Teaching Philosophy: My broad experience teaching elementary, secondary, and special needs kids has taught me that I need to listen more than talk, make clear connections, never cut corners, never underestimate a child, and make sure they are solidly grounded in fundamentals of good musicianship.
Affecting Student Development: If I can help young people discover strengths and talents that they never knew they had, and develop those strengths with confidence, focus, poise, attention to detail, and perseverance, I feel I have done my job well. I hope they leave my classroom knowing they were each a valued member of our ensembles with fond memories of making music together.
Most Important Lesson Learned: Every student is someone’s child – handle with care!
Teaching Philosophy: As a middle school band director, my educational philosophy centers on envisioning what each band student will become and empowering them to be the best they possibly can. To promote growth, I teach each day with enthusiasm and maintain consistent, high expectations for all of my students. Through inventive techniques like the rhythm of the day, our pass-off system, and the fabulous fifties club, individuals grow musically.
Affecting Student Development: My contributions as an educator exist in the success of individual students who have excelled beyond my imagination. One of my goals is to instill in my students self-discipline, self worth, and help them to mature toward being productive, well-rounded individuals who love music for a lifetime.

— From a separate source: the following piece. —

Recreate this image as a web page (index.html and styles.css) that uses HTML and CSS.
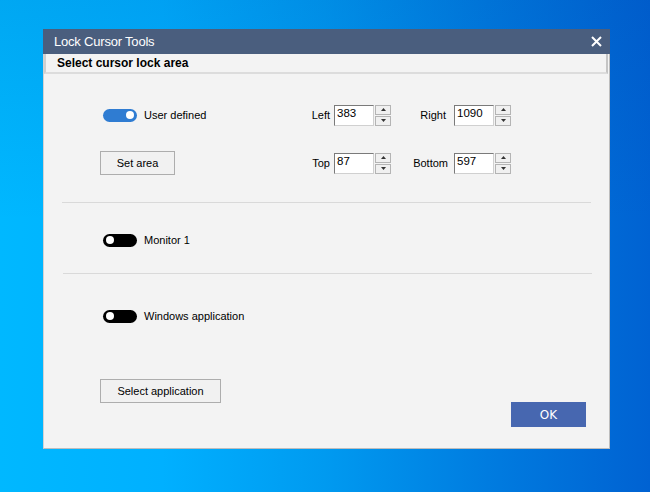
FILE: index.html
```html
<!DOCTYPE html>
<html>
<head>
<meta charset="utf-8">
<link rel="stylesheet" href="styles.css">
</head>
<body>
<div class="desktop">
  <div class="dialog">
    <div class="titlebar">
      <span class="title">Lock Cursor Tools</span>
      <svg class="close" width="11" height="11" viewBox="0 0 11 11"><path d="M1 1L10 10M10 1L1 10" stroke="#fff" stroke-width="2" fill="none"/></svg>
    </div>
    <div class="header">Select cursor lock area</div>

    <div class="section first">
      <div class="cell lead"><span class="toggle on"><i></i></span><span class="lbl">User defined</span></div>
      <div class="cell flabel l1">Left</div>
      <div class="cell"><div class="spin"><div class="box">383</div><div class="arrows"><div class="arrow"><svg width="5" height="3" viewBox="0 0 5 3"><path d="M0 3H5L2.5 0Z" fill="#333"/></svg></div><div class="arrow"><svg width="5" height="3" viewBox="0 0 5 3"><path d="M0 0H5L2.5 3Z" fill="#333"/></svg></div></div></div></div>
      <div class="cell flabel l2">Right</div>
      <div class="cell"><div class="spin"><div class="box">1090</div><div class="arrows"><div class="arrow"><svg width="5" height="3" viewBox="0 0 5 3"><path d="M0 3H5L2.5 0Z" fill="#333"/></svg></div><div class="arrow"><svg width="5" height="3" viewBox="0 0 5 3"><path d="M0 0H5L2.5 3Z" fill="#333"/></svg></div></div></div></div>

      <div class="cell"><button class="btn setarea">Set area</button></div>
      <div class="cell flabel l1">Top</div>
      <div class="cell"><div class="spin"><div class="box">87</div><div class="arrows"><div class="arrow"><svg width="5" height="3" viewBox="0 0 5 3"><path d="M0 3H5L2.5 0Z" fill="#333"/></svg></div><div class="arrow"><svg width="5" height="3" viewBox="0 0 5 3"><path d="M0 0H5L2.5 3Z" fill="#333"/></svg></div></div></div></div>
      <div class="cell flabel l2b">Bottom</div>
      <div class="cell"><div class="spin"><div class="box">597</div><div class="arrows"><div class="arrow"><svg width="5" height="3" viewBox="0 0 5 3"><path d="M0 3H5L2.5 0Z" fill="#333"/></svg></div><div class="arrow"><svg width="5" height="3" viewBox="0 0 5 3"><path d="M0 0H5L2.5 3Z" fill="#333"/></svg></div></div></div></div>
    </div>
    <div class="sep sep1"></div>

    <div class="section second">
      <div class="cell lead"><span class="toggle"><i></i></span><span class="lbl">Monitor 1</span></div>
    </div>
    <div class="sep sep2"></div>

    <div class="section third">
      <div class="cell lead"><span class="toggle"><i></i></span><span class="lbl">Windows application</span></div>
    </div>
    <div class="footer">
      <button class="btn selapp">Select application</button>
      <button class="ok">OK</button>
    </div>
  </div>
</div>
</body>
</html>
```
FILE: styles.css
```css
html, body {
  margin: 0;
  padding: 0;
}
body {
  font-family: "Liberation Sans", Arial, sans-serif;
  font-size: 11px;
  color: #000;
}
.desktop {
  width: 650px;
  height: 492px;
  box-sizing: border-box;
  padding: 29px 0 0 43px;
  background:
    linear-gradient(180deg, rgba(0, 50, 150, 0.12) 0%, rgba(0, 0, 0, 0) 45%),
    linear-gradient(90deg, #00b8ff 0%, #00b0ff 25%, #009af0 50%, #007ce0 75%, #0062d2 100%);
  overflow: hidden;
}
.dialog {
  width: 567px;
  height: 420px;
  box-sizing: border-box;
  background: #f3f3f3;
  border-left: 1px solid #d2d2d2;
  border-right: 1px solid #bdbdbd;
  border-bottom: 1px solid #bdbdbd;
  display: flex;
  flex-direction: column;
}
.titlebar {
  height: 25px;
  flex: none;
  background: #4a5e7e;
  color: #fff;
  display: flex;
  align-items: center;
  justify-content: space-between;
  padding: 0 8px 0 11px;
  margin: 0 -1px 0 -1px;
}
.title {
  font-size: 13px;
  letter-spacing: -0.2px;
}
.close {
  display: block;
}
.header {
  height: 18px;
  flex: none;
  box-sizing: content-box;
  border-left: 2px solid #cfcfcf;
  border-right: 2px solid #c4c4c4;
  border-bottom: 2px solid #dcdcdc;
  margin-right: 1px;
  padding-left: 11px;
  font-size: 12px;
  font-weight: bold;
  line-height: 18px;
}
.section {
  display: grid;
  grid-template-columns: 200px 34px 57px 63px 57px;
  padding-left: 56px;
}
.section.first {
  grid-template-rows: 24px 24px;
  row-gap: 24px;
  padding-top: 29px;
}
.section.second {
  padding-top: 25px;
  grid-template-rows: 24px;
}
.section.third {
  padding-top: 30px;
  grid-template-rows: 24px;
}
.cell {
  display: flex;
  align-items: center;
}
.lead {
  padding-left: 3px;
}
.flabel {
  justify-content: flex-end;
  padding-right: 4px;
}
.l2 {
  padding-right: 8px;
}
.l2b {
  padding-right: 6px;
}
.toggle {
  width: 34px;
  height: 13px;
  border-radius: 7px;
  background: #000;
  display: flex;
  align-items: center;
  padding: 0 3px;
  box-sizing: border-box;
  flex: none;
}
.toggle i {
  width: 8px;
  height: 8px;
  border-radius: 50%;
  background: #fff;
  display: block;
}
.toggle.on {
  background: #2f7cd2;
  justify-content: flex-end;
}
.lbl {
  margin-left: 7px;
}
.btn {
  font-family: "Liberation Sans", Arial, sans-serif;
  font-size: 11px;
  color: #000;
  background: #f1f1f1;
  border: 1px solid #adadad;
  height: 24px;
  padding: 0;
  margin: 0;
}
.setarea {
  width: 75px;
}
.spin {
  display: flex;
  height: 21px;
}
.box {
  width: 40px;
  box-sizing: border-box;
  background: #fff;
  border: 1px solid #7a7a7a;
  border-right-color: #d0d0d0;
  border-bottom-color: #d0d0d0;
  padding: 1px 0 0 2px;
  line-height: 13px;
  font-size: 11.5px;
}
.arrows {
  width: 16px;
  margin-left: 1px;
  display: flex;
  flex-direction: column;
  gap: 1px;
}
.arrow {
  flex: 1;
  box-sizing: border-box;
  background: #f0f0f0;
  border: 1px solid #b4b4b4;
  display: flex;
  align-items: center;
  justify-content: center;
}
.arrow svg {
  display: block;
}
.sep {
  height: 1px;
  background: #d9d9d9;
  flex: none;
}
.sep1 {
  margin: 27px 0 0 18px;
  width: 529px;
}
.sep2 {
  margin: 21px 0 0 19px;
  width: 529px;
}
.footer {
  display: flex;
  justify-content: space-between;
  height: 48px;
  margin-top: 51px;
  padding: 0 23px 0 56px;
}
.selapp {
  width: 121px;
  align-self: flex-start;
}
.ok {
  align-self: flex-end;
  width: 75px;
  height: 25px;
  background: #4767b0;
  color: #fff;
  border: none;
  font-family: "DejaVu Sans", sans-serif;
  font-size: 12px;
  padding: 0;
  margin: 0;
}
```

Most Important Lesson Learned: Students are inspired by the teacher who hopes and never gives up on them. As a teacher, I give the students the skills and the motivation to maximize their potential.
Teaching Philosophy: I feel that some directors push musical performances so much that the students have no time to do anything else at school or at home. I have adjusted how I teach over the course of many years to make practices as efficient as possible, while trying to preserve their musical integrity.
I also try to have students understand what musical performances are like outside of our state and country. We are planning on going to Japan for the second time in March 2013.
Affecting Student Development: Unlike athletes, musicians don’t get benched if they do not know their music well. A student who can perform at a high level would not be happy knowing that a student just a few seats down cannot perform his or her music well. Instead of complaining, the students need to help each other out because they are part of the same team.
Most Important Lesson Learned: I have learned that no matter how much you want your musical ensembles to succeed, don’t neglect your family. Whether or not my day goes well at school should not affect my attitude or commitment to my wife and children.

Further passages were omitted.